Clare Stewart, managing director IFFR, and Tamara Tatishvili, head of the Hubert Bals Fund, said: “The Displacement Film Fund responds to the urgency of a growing global crisis, and is underpinned by a belief that film continues to be a force for positive change.”

Stewart will host a panel discussion on the Displacement Film Fund to be held as part of the Cannes Film Festival’s official programme on May 23. The panel will feature Cate Blanchett alongside grant recipients Maryna Er Gorbach and Mo Harawe, and Rajendra Roy, chief curator of film at the The Museum of Modern Art (NY). 
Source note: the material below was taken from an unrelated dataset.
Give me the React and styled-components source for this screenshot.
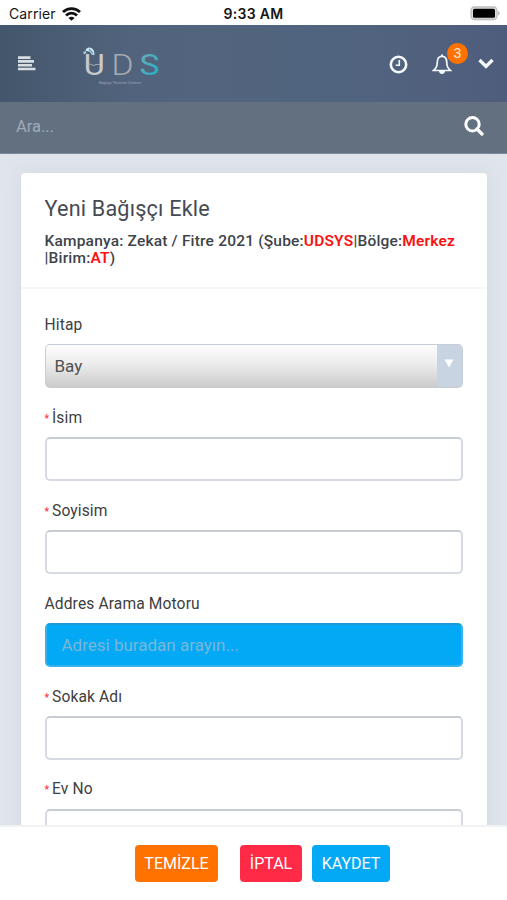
import React from 'react';
import styled, { createGlobalStyle } from 'styled-components';

const GlobalStyle = createGlobalStyle`
  * {
    box-sizing: border-box;
  }
  body {
    margin: 0;
    font-family: Roboto, 'Liberation Sans', sans-serif;
    color: #404040;
  }
`;

const Screen = styled.div`
  width: 507px;
  height: 900px;
  display: flex;
  flex-direction: column;
  overflow: hidden;
  background: #e0e5ec;
`;

const StatusBar = styled.div`
  flex: none;
  height: 25px;
  padding: 2px 7px 0 9px;
  display: grid;
  grid-template-columns: 1fr auto 1fr;
  align-items: center;
  background: #fff;
  color: #151515;
  font-family: Inter, 'Liberation Sans', sans-serif;
  font-size: 14px;
`;

const Carrier = styled.div`
  display: flex;
  align-items: center;
  gap: 6px;
  letter-spacing: 0.1px;
`;

const Time = styled.div`
  font-weight: 600;
  font-size: 14px;
  letter-spacing: 0.3px;
  margin-right: 2px;
`;

const BatterySlot = styled.div`
  display: flex;
  justify-content: flex-end;
`;

const TopBar = styled.header`
  flex: none;
  height: 77px;
  padding: 0 13px 0 18px;
  display: flex;
  align-items: center;
  background: linear-gradient(90deg, #43566b 0, #52647d 130px, #51647f 350px, #4f5d7c 100%);
`;

const Logo = styled.div`
  width: 78px;
  margin-left: 46px;
  display: flex;
`;

const TopActions = styled.div`
  margin-left: auto;
  display: flex;
  align-items: center;
`;

const IconButton = styled.button`
  width: ${props => props.width || 24}px;
  height: 32px;
  margin-left: ${props => props.gap || 0}px;
  padding: 0;
  border: 0;
  display: flex;
  align-items: center;
  justify-content: center;
  position: relative;
  background: none;
  color: #f4f8fb;
`;

const Badge = styled.span`
  position: absolute;
  top: -5px;
  right: -14px;
  width: 21px;
  height: 21px;
  border-radius: 50%;
  background: #ff7200;
  color: #ffe9d6;
  font-size: 14px;
  line-height: 21px;
  text-align: center;
`;

const SearchBar = styled.div`
  flex: none;
  height: 52px;
  padding: 0 19px 3px 16px;
  display: flex;
  align-items: center;
  justify-content: space-between;
  background: #63707f;
  border-bottom: 1px solid #7d8897;
`;

const SearchInput = styled.input`
  width: 300px;
  padding: 0;
  border: 0;
  outline: 0;
  background: none;
  font: 16.5px Roboto, sans-serif;
  &::placeholder {
    color: #9eabba;
    opacity: 1;
  }
`;

const Content = styled.main`
  flex: 1;
  min-height: 0;
  overflow: hidden;
  padding: 19px 20px 0 20.5px;
`;

const Card = styled.section`
  background: #fff;
  border-radius: 4px 4px 0 0;
  box-shadow: 0 0 18px 1px rgba(150, 170, 180, 0.18);
`;

const CardHeader = styled.div`
  height: 116px;
  padding: 22px 24px 0;
  border-bottom: 2px solid #f6f7f7;
`;

const Title = styled.h1`
  margin: 0;
  font-size: 21.6px;
  line-height: 28px;
  font-weight: 400;
  letter-spacing: 0.2px;
  color: #464a53;
`;

const Campaign = styled.div`
  margin-top: 10px;
  font-size: 15.5px;
  line-height: 17px;
  font-weight: 500;
  letter-spacing: 0.19px;
  white-space: nowrap;
  color: #40444a;
`;

const Highlight = styled.span`
  font-weight: 600;
  color: #fb1212;
`;

const Form = styled.form`
  padding: 26px 24px 0;
`;

const Field = styled.div`
  height: 92.9px;
`;

const Label = styled.label`
  height: 29.4px;
  display: flex;
  align-items: flex-start;
  font-size: 15.6px;
  line-height: 21px;
  letter-spacing: 0.12px;
`;

const Required = styled.span`
  width: 7.5px;
  font-size: 10px;
  font-weight: 700;
  color: #f8384d;
`;

const TextInput = styled.input`
  display: block;
  width: 100%;
  height: 44px;
  padding: 0 15px;
  outline: 0;
  border: 2px solid ${props => (props.$filled ? '#38b2ec' : '#d6dae2')};
  border-top-color: ${props => (props.$filled ? '#1b9ad6' : '#c8ccd3')};
  border-radius: 5px;
  background: ${props => (props.$filled ? '#04a9f5' : '#fff')};
  font: 17px Roboto, sans-serif;
  &::placeholder {
    color: #79b7d6;
    opacity: 1;
  }
`;

const SelectBox = styled.div`
  height: 44px;
  display: flex;
  border: 1.5px solid #c6cdd8;
  border-bottom-color: #c7cad0;
  border-radius: 5px;
  overflow: hidden;
  background: linear-gradient(#fdfdfd 0, #ececec 45%, #cbcbcb 100%);
`;

const SelectValue = styled.div`
  flex: 1;
  padding-left: 9px;
  font-size: 17px;
  line-height: 42px;
  color: #505050;
`;

const SelectArrow = styled.div`
  width: 25px;
  padding-left: 7px;
  display: flex;
  align-items: flex-start;
  background: #c8d4e2;

  svg {
    margin-top: 14px;
  }
`;

const Footer = styled.footer`
  flex: none;
  height: 75px;
  padding: 18px 0 0 135px;
  display: flex;
  align-items: flex-start;
  background: #fff;
  border-top: 2px solid #f1f2f3;
`;

const Button = styled.button`
  width: ${props => props.$width}px;
  height: 37px;
  margin-right: ${props => props.$gap || 0}px;
  padding: 0 0 1px;
  border: 0;
  border-radius: 4px;
  background: ${props => props.$color};
  color: #fff;
  font: 16px Roboto, sans-serif;
  white-space: nowrap;
`;

const WifiIcon = () => (
  <svg width="19" height="14" viewBox="0 0 19 14" fill="none" stroke="#111" strokeWidth="2.8">
    <path d="M1 5C5.7.4 13.3.4 18 5M4 8.4c3.1-3 7.9-3 11 0" />
    <path d="M6.5 10.9c1.7-1.6 4.3-1.6 6 0l-3 2.9z" fill="#111" stroke="none" />
  </svg>
);

const BatteryIcon = () => (
  <svg width="31" height="15" viewBox="0 0 31 15">
    <rect x="2" y="1" width="26" height="12.5" rx="3.5" fill="#ddd" stroke="#bdbdbd" strokeWidth="1.3" />
    <rect x="4" y="2.7" width="22" height="9" rx="1.5" fill="#000" />
    <path d="M29.2 5c1.8.8 1.8 3.8 0 4.6z" fill="#aaa" />
  </svg>
);

const MenuIcon = () => (
  <svg width="18" height="15" viewBox="0 0 18 15" stroke="#d9dee2" strokeWidth="2.6">
    <path d="M0 1.6h12.5M0 5.4h16M0 9.2h14M0 13h17.5" />
  </svg>
);

const LogoMark = () => (
  <svg width="78" height="42" viewBox="0 0 78 42" fontFamily="Roboto">
    <defs>
      <linearGradient id="teal" x1="0" y1="0" x2="1" y2="1">
        <stop offset="0" stopColor="#79a8b7" />
        <stop offset="1" stopColor="#12b2c4" />
      </linearGradient>
    </defs>
    <text x="1.8" y="32" fontSize="29" fontWeight="400" textLength="21" lengthAdjust="spacingAndGlyphs" fill="#c9c9cb">U</text>
    <text x="29.5" y="32" fontSize="29" fontWeight="300" textLength="22" lengthAdjust="spacingAndGlyphs" fill="#a5aab3">D</text>
    <text x="57.5" y="32" fontSize="29" fontWeight="400" textLength="20" lengthAdjust="spacingAndGlyphs" fill="url(#teal)">S</text>
    <path d="M6 22c3-2.5 4 1.5 7 0 1.5-1 3-.5 5-.5" fill="none" stroke="#a7b4c0" />
    <path d="M3.500 7C5 3.500 10 3.500 12 8l.5 4-3-.5C9 9 7 8 4 8z" fill="#d1e7f1" />
    <path d="M1 9l2.500-1 1 2-2.500 1.500z" fill="#9ccbe2" />
    <path d="M7 6l4 4.500" stroke="#639bb9" strokeWidth="1.2" />
    <text x="17" y="40.5" fontSize="4" textLength="42" fill="#98a3b2">Bağışçı Yönetim Sistemi</text>
  </svg>
);

const ClockIcon = () => (
  <svg width="19" height="21" viewBox="0 0 19 21" fill="none" stroke="currentColor">
    <circle cx="9.5" cy="11.5" r="7.7" strokeWidth="2.6" />
    <path d="M10.3 7v5.2H6.700" strokeWidth="1.6" />
  </svg>
);

const BellIcon = () => (
  <svg width="20" height="23" viewBox="0 0 20 23" fill="none" stroke="currentColor" strokeWidth="1.7">
    <path d="M10 4.3c-3.5 0-4.7 2.7-4.7 6 0 4-1.2 6.2-3.7 8.2h16.8c-2.5-2-3.7-4.2-3.7-8.2 0-3.3-1.2-6-4.7-6z" />
    <path d="M10 2.5v2" strokeWidth="2" />
    <path d="M7 19h6c0 4-6 4-6 0z" fill="currentColor" stroke="none" />
  </svg>
);

const ChevronIcon = () => (
  <svg width="16" height="11" viewBox="0 0 16 11" fill="none" stroke="currentColor" strokeWidth="3.4">
    <path d="M1.5 2L8 8.4 14.5 2" />
  </svg>
);

const SearchIcon = () => (
  <svg width="20" height="20" viewBox="0 0 20 20" fill="none" stroke="#fff">
    <circle cx="8.5" cy="8.3" r="6.7" strokeWidth="3" />
    <path d="M13 13l5 5" strokeWidth="3.2" strokeLinecap="round" />
  </svg>
);

const FormField = ({ label, required, children }) => (
  <Field>
    <Label>
      {required && <Required>*</Required>}
      {label}
    </Label>
    {children || <TextInput />}
  </Field>
);

export default function App() {
  return (
    <Screen>
      <GlobalStyle />
      <StatusBar>
        <Carrier>
          Carrier
          <WifiIcon />
        </Carrier>
        <Time>9:33 AM</Time>
        <BatterySlot>
          <BatteryIcon />
        </BatterySlot>
      </StatusBar>
      <TopBar>
        <MenuIcon />
        <Logo>
          <LogoMark />
        </Logo>
        <TopActions>
          <IconButton>
            <ClockIcon />
          </IconButton>
          <IconButton gap={20}>
            <BellIcon />
            <Badge>3</Badge>
          </IconButton>
          <IconButton width={16} gap={24}>
            <ChevronIcon />
          </IconButton>
        </TopActions>
      </TopBar>
      <SearchBar>
        <SearchInput placeholder="Ara..." />
        <IconButton width={29}>
          <SearchIcon />
        </IconButton>
      </SearchBar>
      <Content>
        <Card>
          <CardHeader>
            <Title>Yeni Bağışçı Ekle</Title>
            <Campaign>
              Kampanya: Zekat / Fitre 2021 (Şube:<Highlight>UDSYS</Highlight>|Bölge:
              <Highlight>Merkez</Highlight>
              <br />
              |Birim:<Highlight>AT</Highlight>)
            </Campaign>
          </CardHeader>
          <Form>
            <FormField label="Hitap">
              <SelectBox>
                <SelectValue>Bay</SelectValue>
                <SelectArrow>
                  <svg width="10" height="9" viewBox="0 0 10 9">
                    <path d="M.5.5h9L5 8.5z" fill="#fff" />
                  </svg>
                </SelectArrow>
              </SelectBox>
            </FormField>
            <FormField label="İsim" required />
            <FormField label="Soyisim" required />
            <FormField label="Addres Arama Motoru">
              <TextInput $filled placeholder="Adresi buradan arayın..." />
            </FormField>
            <FormField label="Sokak Adı" required />
            <FormField label="Ev No" required />
          </Form>
        </Card>
      </Content>
      <Footer>
        <Button $width={83} $gap={22} $color="#ff7200">TEMİZLE</Button>
        <Button $width={62} $gap={10} $color="#ff2b46">İPTAL</Button>
        <Button $width={78} $color="#04a9f5">KAYDET</Button>
      </Footer>
    </Screen>
  );
}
Thierry Frémaux, general delegate at Cannes Film Festival, added: “The Cannes Film Festival is proud and honoured to host the Displacement Film Fund panel, giving voice to artists whose journeys have been marked by exile and displacement. By embracing their perspectives, the Festival reaffirms – more than ever – its role as a refuge: a home for those who see cinema as a free and universal act, one that transmits, resists, and bears witness to the world around us.”